* Task statement: Take the material below and retype it in full; pictures are left out.

* Recorded data:
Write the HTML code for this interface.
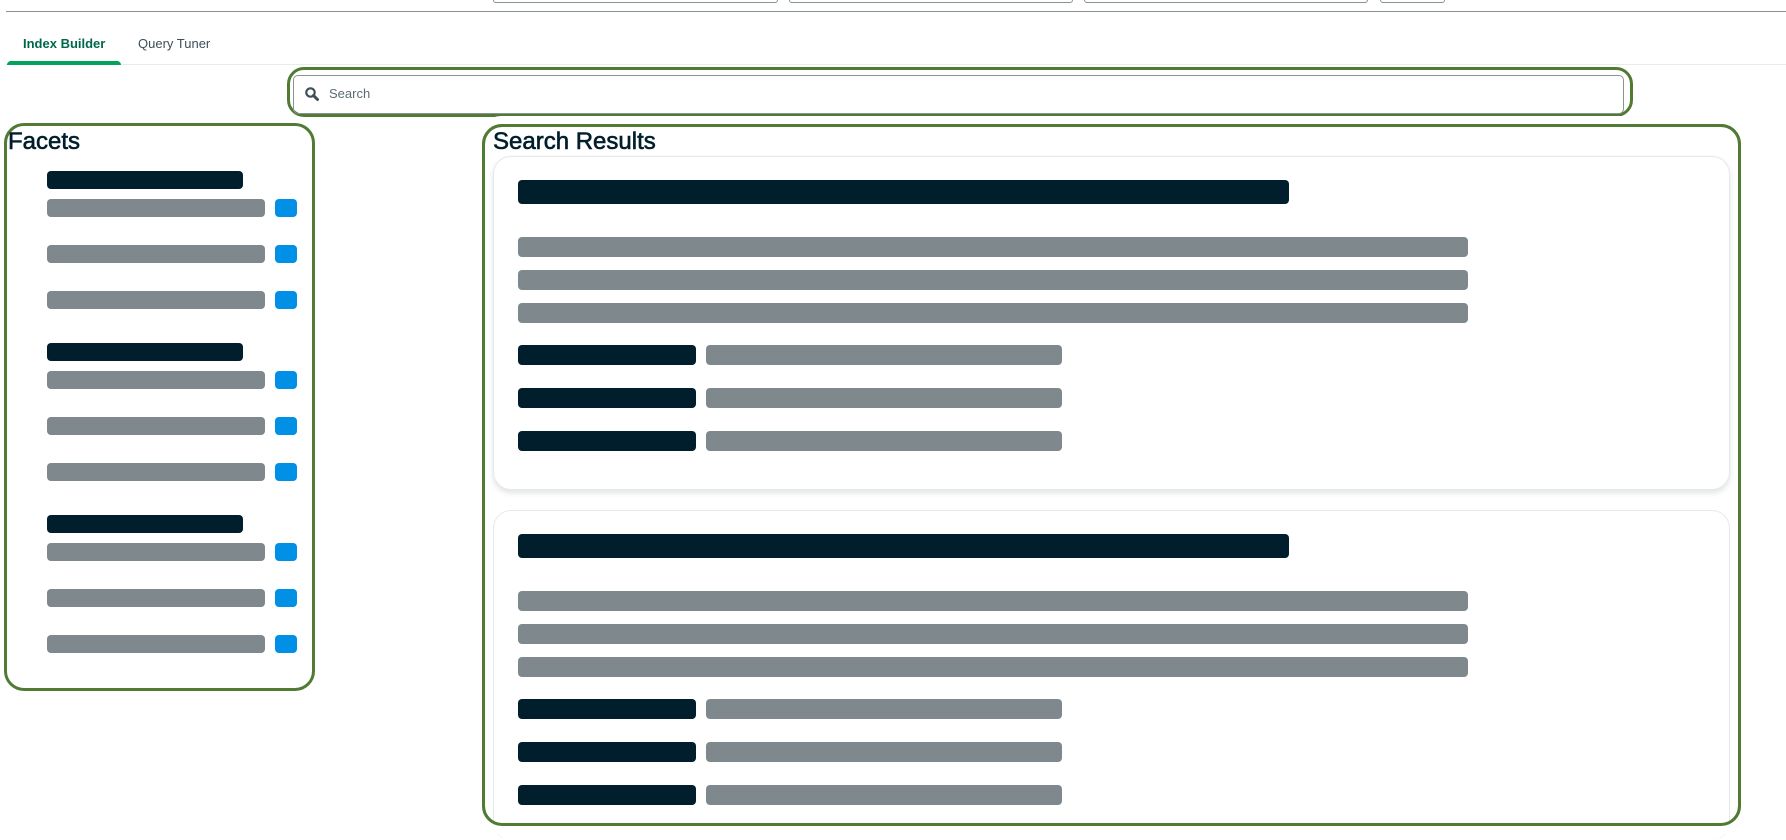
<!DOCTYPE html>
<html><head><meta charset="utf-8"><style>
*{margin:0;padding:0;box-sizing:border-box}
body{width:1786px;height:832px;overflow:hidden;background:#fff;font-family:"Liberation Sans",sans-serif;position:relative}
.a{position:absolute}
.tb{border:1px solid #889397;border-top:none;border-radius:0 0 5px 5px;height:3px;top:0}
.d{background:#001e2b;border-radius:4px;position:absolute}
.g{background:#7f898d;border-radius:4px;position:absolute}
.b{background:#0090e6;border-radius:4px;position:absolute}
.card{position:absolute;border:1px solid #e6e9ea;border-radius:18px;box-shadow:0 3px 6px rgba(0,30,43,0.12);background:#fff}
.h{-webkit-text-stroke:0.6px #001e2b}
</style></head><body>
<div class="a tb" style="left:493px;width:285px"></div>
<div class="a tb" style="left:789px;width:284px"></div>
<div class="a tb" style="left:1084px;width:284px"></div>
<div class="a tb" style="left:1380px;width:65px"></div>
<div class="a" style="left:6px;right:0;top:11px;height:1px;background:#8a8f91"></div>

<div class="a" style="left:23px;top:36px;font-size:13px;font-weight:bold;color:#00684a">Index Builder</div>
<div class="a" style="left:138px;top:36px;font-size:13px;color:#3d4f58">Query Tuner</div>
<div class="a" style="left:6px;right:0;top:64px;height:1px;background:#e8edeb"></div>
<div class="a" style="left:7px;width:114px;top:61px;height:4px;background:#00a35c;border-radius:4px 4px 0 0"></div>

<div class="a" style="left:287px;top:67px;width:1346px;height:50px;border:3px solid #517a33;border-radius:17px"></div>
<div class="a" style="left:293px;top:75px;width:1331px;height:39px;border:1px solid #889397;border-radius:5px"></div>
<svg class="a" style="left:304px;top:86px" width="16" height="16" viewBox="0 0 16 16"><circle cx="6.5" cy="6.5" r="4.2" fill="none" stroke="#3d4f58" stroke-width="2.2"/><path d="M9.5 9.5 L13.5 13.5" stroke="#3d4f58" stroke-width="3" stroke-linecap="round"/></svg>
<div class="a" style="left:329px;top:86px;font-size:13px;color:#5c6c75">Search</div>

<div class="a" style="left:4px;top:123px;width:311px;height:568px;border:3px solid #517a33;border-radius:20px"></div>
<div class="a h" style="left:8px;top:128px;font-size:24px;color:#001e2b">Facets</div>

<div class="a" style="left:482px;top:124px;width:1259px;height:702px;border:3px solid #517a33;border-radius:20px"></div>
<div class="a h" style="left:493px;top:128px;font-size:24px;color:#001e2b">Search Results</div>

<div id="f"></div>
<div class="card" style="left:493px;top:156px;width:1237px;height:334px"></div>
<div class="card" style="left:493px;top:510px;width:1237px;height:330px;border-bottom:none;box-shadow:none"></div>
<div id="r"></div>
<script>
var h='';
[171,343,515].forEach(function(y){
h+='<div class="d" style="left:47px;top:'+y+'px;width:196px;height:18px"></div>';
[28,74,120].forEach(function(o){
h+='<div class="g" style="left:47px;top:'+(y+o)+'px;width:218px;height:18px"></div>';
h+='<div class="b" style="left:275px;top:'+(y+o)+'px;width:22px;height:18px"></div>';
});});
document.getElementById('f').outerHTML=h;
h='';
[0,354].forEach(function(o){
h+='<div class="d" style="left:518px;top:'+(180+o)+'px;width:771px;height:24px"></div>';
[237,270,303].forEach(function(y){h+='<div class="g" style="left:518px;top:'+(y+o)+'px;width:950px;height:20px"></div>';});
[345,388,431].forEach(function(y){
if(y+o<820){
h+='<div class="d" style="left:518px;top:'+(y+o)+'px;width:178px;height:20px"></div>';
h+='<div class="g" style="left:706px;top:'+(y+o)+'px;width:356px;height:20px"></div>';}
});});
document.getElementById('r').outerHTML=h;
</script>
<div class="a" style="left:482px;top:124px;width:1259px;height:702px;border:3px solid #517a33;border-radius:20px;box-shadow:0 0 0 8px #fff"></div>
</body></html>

* Task solution:
Write the HTML code for this interface.
<!DOCTYPE html>
<html><head><meta charset="utf-8"><style>
*{margin:0;padding:0;box-sizing:border-box}
body{width:1786px;height:832px;overflow:hidden;background:#fff;font-family:"Liberation Sans",sans-serif;position:relative}
.a{position:absolute}
.tb{border:1px solid #889397;border-top:none;border-radius:0 0 5px 5px;height:3px;top:0}
.d{background:#001e2b;border-radius:4px;position:absolute}
.g{background:#7f898d;border-radius:4px;position:absolute}
.b{background:#0090e6;border-radius:4px;position:absolute}
.card{position:absolute;border:1px solid #e6e9ea;border-radius:18px;box-shadow:0 3px 6px rgba(0,30,43,0.12);background:#fff}
.h{-webkit-text-stroke:0.6px #001e2b}
</style></head><body>
<div class="a tb" style="left:493px;width:285px"></div>
<div class="a tb" style="left:789px;width:284px"></div>
<div class="a tb" style="left:1084px;width:284px"></div>
<div class="a tb" style="left:1380px;width:65px"></div>
<div class="a" style="left:6px;right:0;top:11px;height:1px;background:#8a8f91"></div>

<div class="a" style="left:23px;top:36px;font-size:13px;font-weight:bold;color:#00684a">Index Builder</div>
<div class="a" style="left:138px;top:36px;font-size:13px;color:#3d4f58">Query Tuner</div>
<div class="a" style="left:6px;right:0;top:64px;height:1px;background:#e8edeb"></div>
<div class="a" style="left:7px;width:114px;top:61px;height:4px;background:#00a35c;border-radius:4px 4px 0 0"></div>

<div class="a" style="left:287px;top:67px;width:1346px;height:50px;border:3px solid #517a33;border-radius:17px"></div>
<div class="a" style="left:293px;top:75px;width:1331px;height:39px;border:1px solid #889397;border-radius:5px"></div>
<svg class="a" style="left:304px;top:86px" width="16" height="16" viewBox="0 0 16 16"><circle cx="6.5" cy="6.5" r="4.2" fill="none" stroke="#3d4f58" stroke-width="2.2"/><path d="M9.5 9.5 L13.5 13.5" stroke="#3d4f58" stroke-width="3" stroke-linecap="round"/></svg>
<div class="a" style="left:329px;top:86px;font-size:13px;color:#5c6c75">Search</div>

<div class="a" style="left:4px;top:123px;width:311px;height:568px;border:3px solid #517a33;border-radius:20px"></div>
<div class="a h" style="left:8px;top:128px;font-size:24px;color:#001e2b">Facets</div>

<div class="a" style="left:482px;top:124px;width:1259px;height:702px;border:3px solid #517a33;border-radius:20px"></div>
<div class="a h" style="left:493px;top:128px;font-size:24px;color:#001e2b">Search Results</div>

<div id="f"></div>
<div class="card" style="left:493px;top:156px;width:1237px;height:334px"></div>
<div class="card" style="left:493px;top:510px;width:1237px;height:330px;border-bottom:none;box-shadow:none"></div>
<div id="r"></div>
<script>
var h='';
[171,343,515].forEach(function(y){
h+='<div class="d" style="left:47px;top:'+y+'px;width:196px;height:18px"></div>';
[28,74,120].forEach(function(o){
h+='<div class="g" style="left:47px;top:'+(y+o)+'px;width:218px;height:18px"></div>';
h+='<div class="b" style="left:275px;top:'+(y+o)+'px;width:22px;height:18px"></div>';
});});
document.getElementById('f').outerHTML=h;
h='';
[0,354].forEach(function(o){
h+='<div class="d" style="left:518px;top:'+(180+o)+'px;width:771px;height:24px"></div>';
[237,270,303].forEach(function(y){h+='<div class="g" style="left:518px;top:'+(y+o)+'px;width:950px;height:20px"></div>';});
[345,388,431].forEach(function(y){
if(y+o<820){
h+='<div class="d" style="left:518px;top:'+(y+o)+'px;width:178px;height:20px"></div>';
h+='<div class="g" style="left:706px;top:'+(y+o)+'px;width:356px;height:20px"></div>';}
});});
document.getElementById('r').outerHTML=h;
</script>
<div class="a" style="left:482px;top:124px;width:1259px;height:702px;border:3px solid #517a33;border-radius:20px;box-shadow:0 0 0 8px #fff"></div>
</body></html>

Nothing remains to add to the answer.